We, Caitie and Kat, worked really well together in our partnership. We kept an open line of communication between us as well as with our performers throughout the six weeks leading up to the live performance. We made sure to answer all emails as efficiently as possible and clear up all of our performers’ concerns. We also coordinated for FORCE: Upsetting Rape Culture to come to the event to provide information on self-care and sexual assault for audience members and performers. Many people filled out quilt squares to be displayed in FORCE’s larger quilt, The Monument Quilt, which demands a public space for healing. We thought FORCE was a great addition to a night dedicated to support and self-love.
Auditions didn’t run as smoothly as they could have. We had four people show up for our auditions and so we decided to invite potential performers to send in video auditions. Unfortunately, many of our performers sent us the videos late. This made organizing the event and casting monologues very hard. As soon as we thought we had it set up, we would get another email and since we didn’t want to exclude anyone from participating, we would have to apologize to the performers who had come to the original casting time and delay our announcements once again. Rehearsals also had some kinks. Not everyone was able to show up on time, and it was difficult to coordinate everyone’s schedules.
If we were to do it again next time, we would try to publicize auditions more. We ran into some struggles getting people involved and would try to invite more people to join next time. We tried reaching out to QUMBC, but perhaps next time we could team up with a campus club. We also had two people email us relatively late, confused about when auditions were, so we think advertising the casting call more would have been helpful. Additionally, next time we would try to establish a firm time for performers to show up on the day. We had a few trickle in late and perhaps we weren’t clear enough on timing. Finally, we would include more seats in the performance space next time. Many people were turned away at the door because the show was sold out and there was enough space available for them if we had had enough seats, which was disappointing.

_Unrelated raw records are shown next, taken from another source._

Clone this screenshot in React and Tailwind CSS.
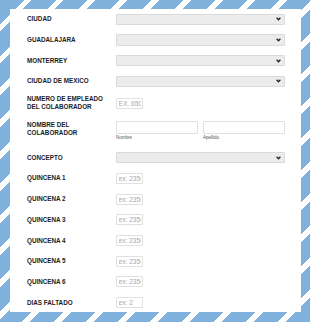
const LABEL = 'w-[106px] shrink-0 pl-[17px] text-[6.3px] font-bold leading-[8px] text-[#1c1c1c]';

const Chevron = () => (
  <svg width="5" height="4" viewBox="0 0 5 4" className="text-[#222]">
    <path d="M0.6 0.8 L2.5 2.8 L4.4 0.8" fill="none" stroke="currentColor" strokeWidth="1.3" />
  </svg>
);

const Select = () => (
  <div className="flex h-[11.5px] w-[169px] items-center justify-end rounded-[1px] border border-[#dadada] bg-[#ececec] pr-[3px]">
    <Chevron />
  </div>
);

const Field = ({ placeholder, className = 'w-[27px] h-[11px]' }) => (
  <input
    readOnly
    placeholder={placeholder}
    className={`${className} rounded-[1px] border border-[#e0e0e0] bg-white px-[1.5px] text-[6.6px] text-[#999] outline-none placeholder:text-[#a8a8a8]`}
  />
);

const SelectRow = ({ label, h = 'h-[20.7px]' }) => (
  <div className={`flex items-center ${h}`}>
    <div className={LABEL}>{label}</div>
    <Select />
  </div>
);

const InputRow = ({ label, placeholder = 'ex: 2350' }) => (
  <div className="flex h-[20.7px] items-center">
    <div className={LABEL}>{label}</div>
    <Field placeholder={placeholder} />
  </div>
);

export default function App() {
  return (
    <div
      className="h-[322px] w-[310px] bg-[repeating-linear-gradient(135deg,#80b1dd_0px,#80b1dd_17px,#fff_17px,#fff_22.6px)] pb-[10px] pl-[10px] pr-[9px] pt-[9px]"
      style={{ fontFamily: '"Liberation Sans", Arial, sans-serif' }}
    >
      <div className="h-full w-full bg-white">
        <SelectRow label="CIUDAD" />
        <SelectRow label="GUADALAJARA" />
        <SelectRow label="MONTERREY" />
        <SelectRow label="CIUDAD DE MEXICO" />

        <div className="flex h-[23.2px] items-center">
          <div className={LABEL}>
            NUMERO DE EMPLEADO
            <br />
            DEL COLABORADOR
          </div>
          <Field placeholder="EX. 6500" />
        </div>

        <div className="flex h-[32.2px] items-start pt-[6.5px]">
          <div className={LABEL}>
            NOMBRE DEL
            <br />
            COLABORADOR
          </div>
          <div className="flex gap-[5px]">
            <div className="flex flex-col">
              <Field className="h-[12.5px] w-[82px]" />
              <span className="mt-[1.5px] text-[4.5px] leading-[6px] text-[#555]">Nombre</span>
            </div>
            <div className="flex flex-col">
              <Field className="h-[12.5px] w-[82px]" />
              <span className="mt-[1.5px] text-[4.5px] leading-[6px] text-[#555]">Apellido</span>
            </div>
          </div>
        </div>

        <SelectRow label="CONCEPTO" h="h-[21px]" />

        {[1, 2, 3, 4, 5, 6].map((n) => (
          <InputRow key={n} label={`QUINCENA ${n}`} />
        ))}
        <InputRow label="DIAS FALTADO" placeholder="ex: 2" />
      </div>
    </div>
  );
}
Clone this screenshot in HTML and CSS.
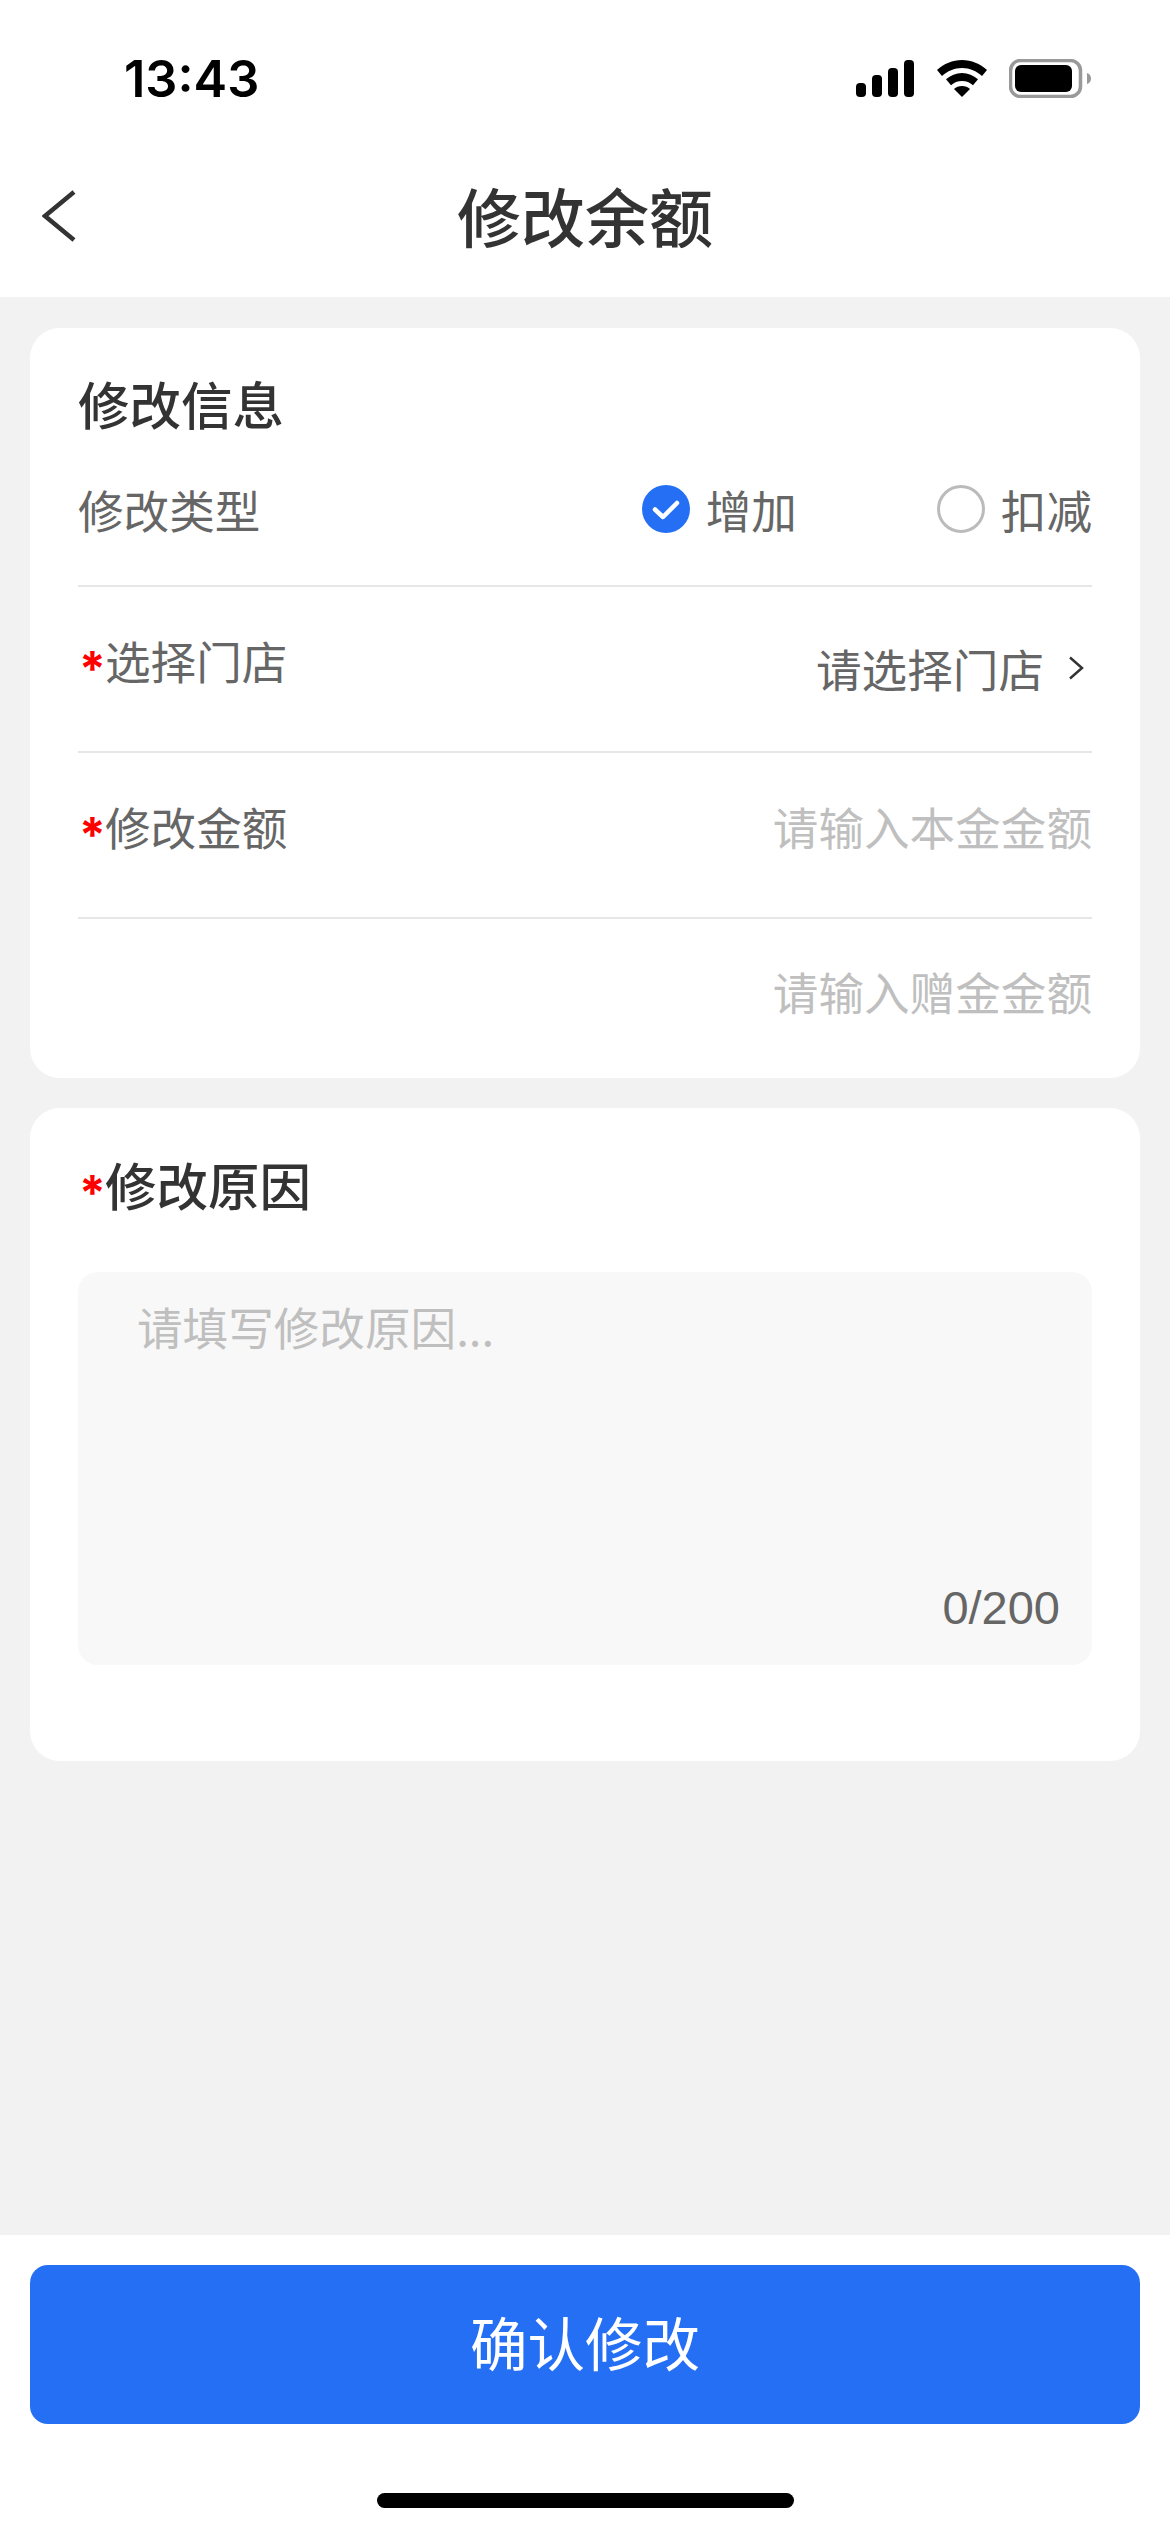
FILE: index.html
```html
<!DOCTYPE html>
<html lang="zh-CN">
<head>
<meta charset="utf-8">
<title>修改余额</title>
<link rel="stylesheet" href="styles.css">
</head>
<body>
<div class="page">
  <header class="top">
    <div class="status">
      <span class="time">13:43</span>
      <div class="status-icons">
        <svg class="signal" width="58" height="37" viewBox="0 0 58 37"><rect x="0" y="23" width="10" height="14" rx="4" /><rect x="16" y="15" width="10" height="22" rx="4"/><rect x="32" y="8" width="10" height="29" rx="4"/><rect x="48" y="0" width="10" height="37" rx="4"/></svg>
        <svg class="wifi" width="50" height="37" viewBox="0 0 50 37"><path d="M25 0C15.500 0 7 3.800 0 10l5 6c5.500-5 12.300-8 20-8s14.500 3 20 8l5-6C43 3.800 34.500 0 25 0z"/><path d="M25 13c-6 0-11.500 2.300-16 6.300l5 6c3-2.800 6.800-4.300 11-4.300s8 1.500 11 4.300l5-6C36.500 15.300 31 13 25 13z"/><path d="M25 26c-3.200 0-6 1.200-8 3l8 8 8-8c-2-1.800-4.800-3-8-3z"/></svg>
        <svg class="battery" width="82" height="39" viewBox="0 0 82 39"><rect x="1.500" y="1.500" width="70" height="36" rx="10" fill="none" stroke="#999" stroke-width="3.500"/><rect x="6" y="6" width="57" height="27" rx="6" fill="#000"/><path d="M78 14c2.500.8 4 2.800 4 5.500s-1.500 4.700-4 5.500z" fill="#999"/></svg>
      </div>
    </div>
    <nav class="nav">
      <svg class="back" width="34" height="52" viewBox="0 0 34 52"><path d="M32 2 3 26l29 24" fill="none" stroke="#333" stroke-width="4.500"/></svg>
      <h1 class="nav-title">修改余额</h1>
    </nav>
  </header>

  <main class="content">
    <section class="card">
      <h2 class="card-title">修改信息</h2>
      <div class="row row-type">
        <span class="label">修改类型</span>
        <div class="options">
          <span class="option option-on">
            <svg width="48" height="48" viewBox="0 0 48 48"><circle cx="24" cy="24" r="24" fill="#256ff5"/><path d="M13 24.500l8 7.500 14-14" fill="none" stroke="#fff" stroke-width="4.500" stroke-linecap="round" stroke-linejoin="round"/></svg>
            增加
          </span>
          <span class="option">
            <span class="radio"></span>
            扣减
          </span>
        </div>
      </div>
      <div class="row">
        <span class="label"><i class="req">*</i>选择门店</span>
        <span class="value">请选择门店<svg class="chev" width="16" height="24" viewBox="0 0 16 24"><path d="M2 1.500 14 12 2 22.500" fill="none" stroke="#333" stroke-width="2.500"/></svg></span>
      </div>
      <div class="row">
        <span class="label"><i class="req">*</i>修改金额</span>
        <span class="ph">请输入本金金额</span>
      </div>
      <div class="row row-last">
        <span class="ph">请输入赠金金额</span>
      </div>
    </section>

    <section class="card card-reason">
      <h2 class="card-title reason-title"><i class="req">*</i>修改原因</h2>
      <div class="textarea">
        <span class="ph">请填写修改原因...</span>
        <span class="count">0/200</span>
      </div>
    </section>
  </main>

  <footer class="foot">
    <button class="submit" type="button">确认修改</button>
    <div class="home"></div>
  </footer>
</div>
</body>
</html>
```
FILE: styles.css
```css
* { box-sizing: border-box; }
html, body { margin: 0; padding: 0; }
body { font-family: "Noto Sans CJK SC", "Noto Sans", sans-serif; color: #333; }
.page { width: 1170px; height: 2532px; display: flex; flex-direction: column; background: #f2f2f2; }

.top { background: #fff; height: 297px; flex: none; }
.status { height: 140px; padding: 16px 79px 0 124px; display: flex; justify-content: space-between; align-items: center; }
.time { font-family: Inter, sans-serif; font-weight: 600; font-size: 50.500px; color: #000; }
.status-icons { display: flex; align-items: center; gap: 22px; }
.signal, .wifi { fill: #000; display: block; }
.signal { margin-right: 1px; }
.battery { display: block; }

.nav { height: 157px; padding-bottom: 10px; display: flex; align-items: center; justify-content: center; position: relative; }
.back { position: absolute; left: 42px; top: 50%; margin-top: -29px; }
.nav-title { margin: 0; font-size: 64px; font-weight: 500; line-height: 80px; color: #333; }

.content { flex: 1; padding: 31px 30px 0; display: flex; flex-direction: column; gap: 30px; }
.card { background: #fff; border-radius: 30px; padding: 45px 48px 0; }
.card-title { margin: 0 0 3px; font-size: 51.500px; line-height: 60px; font-weight: 500; color: #333; }

.row { height: 166px; display: flex; justify-content: space-between; align-items: flex-start; padding-top: 43px; border-bottom: 2px solid #e6e6e6; font-size: 45.600px; line-height: 60px; color: #666; }
.row-type { height: 151px; padding: 0 0 4px; align-items: center; }
.row-last { height: 159px; border-bottom: 0; padding-top: 42px; justify-content: flex-end; }
.label { color: #666; display: flex; }
.req { font-style: normal; color: #f00; font-family: Inter, sans-serif; font-weight: 700; display: block; width: 27px; height: 60px; padding-top: 9px; padding-left: 1px; font-size: 48px; line-height: 60px; }

.options { display: flex; align-items: center; gap: 140px; }
.option { display: flex; align-items: center; gap: 16px; color: #666; }
.option svg { display: block; }
.radio { width: 48px; height: 48px; border-radius: 50%; border: 3px solid #bbb; display: block; }

.value { display: flex; align-items: center; margin-top: 8px; color: #666; }
.chev { display: block; margin: 0 8px 0 24px; }
.ph { color: #bfbfbf; }

.card-reason { padding-top: 46px; padding-bottom: 96px; }
.reason-title { display: flex; }
.textarea { margin-top: 58px; height: 393px; background: #f8f8f8; border-radius: 20px; padding: 24px 32px 27px 59px; display: flex; flex-direction: column; justify-content: space-between; font-size: 45.600px; line-height: 60px; }
.count { align-self: flex-end; color: #666; font-family: "Liberation Sans", sans-serif; font-size: 47px; }

.foot { flex: none; height: 297px; background: #fff; padding: 30px 30px 0; display: flex; flex-direction: column; align-items: center; }
.submit { width: 1110px; height: 159px; border: 0; border-radius: 18px; background: #256ff5; color: #fff; font-family: inherit; font-size: 57.500px; font-weight: 400; padding: 0 0 8px; }
.home { width: 417px; height: 15px; border-radius: 8px; background: #000; margin-top: 69px; }
```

We learned a lot about activism. Before embarking on this journey and reading Grassroots, we thought about activism as a more radical concept involving chaining yourself to trees. Since taking on this project, we have come to learn that activism can be any time you’re spreading ideas about something you are passionate about. We’ve come to learn that we’ve been activists for quite some time, even if we didn’t recognize our actions as activism. We’re excited about future opportunities for activism.